Design Ruts Vrs Existentialism

I’ve been in a rut. I’ve accomplished only a few things over the past couple days:

1. Played the Immortal Defense demo. It’s quite compelling, insofar as pretty geometry meets tower defense, sprinkled with a story about being forced into eternal disembodied servitude, can be.

2. Wrote up the Spellborn Character Selection Guide, perhaps the best summary of the classes you’ll find on the net for a game only a certain niche plays.

3. Did my laundry.  This was probably the most productive thing of the three.

Hardly compelling steps on the path of ultimate game design. Wednesday was perhaps a complete waste, bouncing about those eternal black holes of angst, Internet forums.

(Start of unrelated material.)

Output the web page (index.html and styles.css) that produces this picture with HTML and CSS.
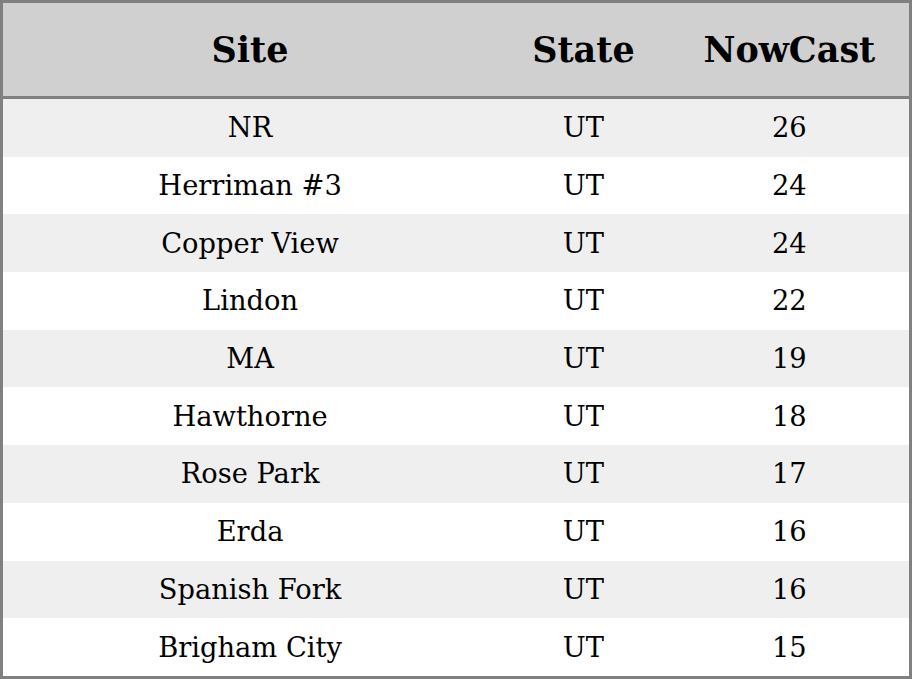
FILE: index.html
```html
<!DOCTYPE html>
<html>
<head>
<meta charset="utf-8">
<link rel="stylesheet" href="styles.css">
</head>
<body>
<table class="aq">
  <colgroup>
    <col class="c-site">
    <col class="c-state">
    <col class="c-now">
  </colgroup>
  <thead>
    <tr><th>Site</th><th>State</th><th>NowCast</th></tr>
  </thead>
  <tbody>
    <tr><td>NR</td><td>UT</td><td>26</td></tr>
    <tr><td>Herriman #3</td><td>UT</td><td>24</td></tr>
    <tr><td>Copper View</td><td>UT</td><td>24</td></tr>
    <tr><td>Lindon</td><td>UT</td><td>22</td></tr>
    <tr><td>MA</td><td>UT</td><td>19</td></tr>
    <tr><td>Hawthorne</td><td>UT</td><td>18</td></tr>
    <tr><td>Rose Park</td><td>UT</td><td>17</td></tr>
    <tr><td>Erda</td><td>UT</td><td>16</td></tr>
    <tr><td>Spanish Fork</td><td>UT</td><td>16</td></tr>
    <tr><td>Brigham City</td><td>UT</td><td>15</td></tr>
  </tbody>
</table>
</body>
</html>
```

FILE: styles.css
```css
html, body {
  margin: 0;
  padding: 0;
  background: #ffffff;
}
.aq {
  width: 912px;
  height: 679px;
  border-collapse: collapse;
  border: 3px solid #808080;
  table-layout: fixed;
  font-family: "DejaVu Serif", serif;
  color: #000;
}
.c-site { width: 494px; }
.c-state { width: 172px; }
.c-now { width: 240px; }
.aq th {
  height: 93px;
  padding: 0;
  background: #d0d0d0;
  font-size: 35px;
  font-weight: bold;
  text-align: center;
  border-bottom: 3px solid #808080;
}
.aq td {
  height: 57.7px;
  padding: 0;
  font-size: 27.3px;
  text-align: center;
}
.aq tbody tr:nth-child(odd) td {
  background: #efefef;
}
```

However, here on the cusp on my Thursday, I think I’ve at least partially figured out the cause of my lost flow.

Continue reading

Chronicles Of Spellborn Character Selection Guide

It turns out it would be sooner, rather than later, that I approached the delicate matter of just how these weird but cool classes work in Chronicles of Spellborn.  After all, I have some altaholicism to settle, and so close after release this is an ideal time to figure out this little enigma.

Quick Summary

Warriors: Blood Warriors, Adepts, and Wrathguards Warriors’ resistance-enhancing capacity coupled with their ability to slow an enemy to a crawl while boosting their own speed gives them everything they need to assure they will be able to shield their allies from opponents. Their largely brawn over brains approach allows them to power through defenses if resistances and affinities are so heavily stacked against them as to require it.
Blood Warrior By linking their health together, the Blood Warrior has an incredible propensity to shift life between themselves, allies, and enemies. This makes them an interesting machine of potential area effect damage and healing in addition to their damage resistance warriorly roles.
Adept The Adept straddles the line between Warrior and Rogue well, with potential access to the skills to max physique and concentration. Such an adept would be the most maneuverable Warrior on the battlefield, running when physique is high or teleporting when physique is low, thus landing crushing or calculated damage to whoever they see fit.
Wrathguard A core leader, the Wrathguard not only possesses great physique and morale on their own, but they spread courage to allies while instilling dread in their enemies.  They are also quite formidable when confronting multiple targets, thinking little of slicing and dicing up to five at once.
Rogues: Skinshifters, Death Hand, and Tricksters. The Rogue class is unusually heavy on the maneuvers which shift concentration and exploit it, possibly even more so than the warrior shifts physique or the spellcaster shifts morale, making them deadly high-speed combatants who can apply either damage or a number of negative affects very quickly.
Skinshifter The Skinshifter’s capacity to lurk amongst a batch of NPCs, coupled with their single target damage backstab-centric focus, makes them highly specialized assassins for sudden surprise attacks.  They’re the only discipline capable of boosting all of their own states to maximum and, failing that, they can always just copy yours.
Death Hand With their wide selection of poisons and debuffs coupled with avenues of delivery across the broad spectrum of melee, ranged, or magic, the Death Hand is the number one discipline for rendering enemies into quivering stateless, affinityless, resistanceless jellies.
Trickster A gambler by trade, the Trickster may sacrifice their own physique in pulling off the incredible stunts needed to deliver their diverse gadgets to unsuspecting recipients. However, even walking at a crawl, the Trickster’s array of teleports and ranged attacks assure they’ll always have a way to stay in the fight.
Spellcasters: Ancestral Mages, Rune Mages, and Void Seers The spellcaster affinity to boost the damage per attack, combined with their area of effect damage skills, give them all a “big punch” effect ideal for clearing out clumps of enemies. Spellcasters have a greater than usual selection of party support spells.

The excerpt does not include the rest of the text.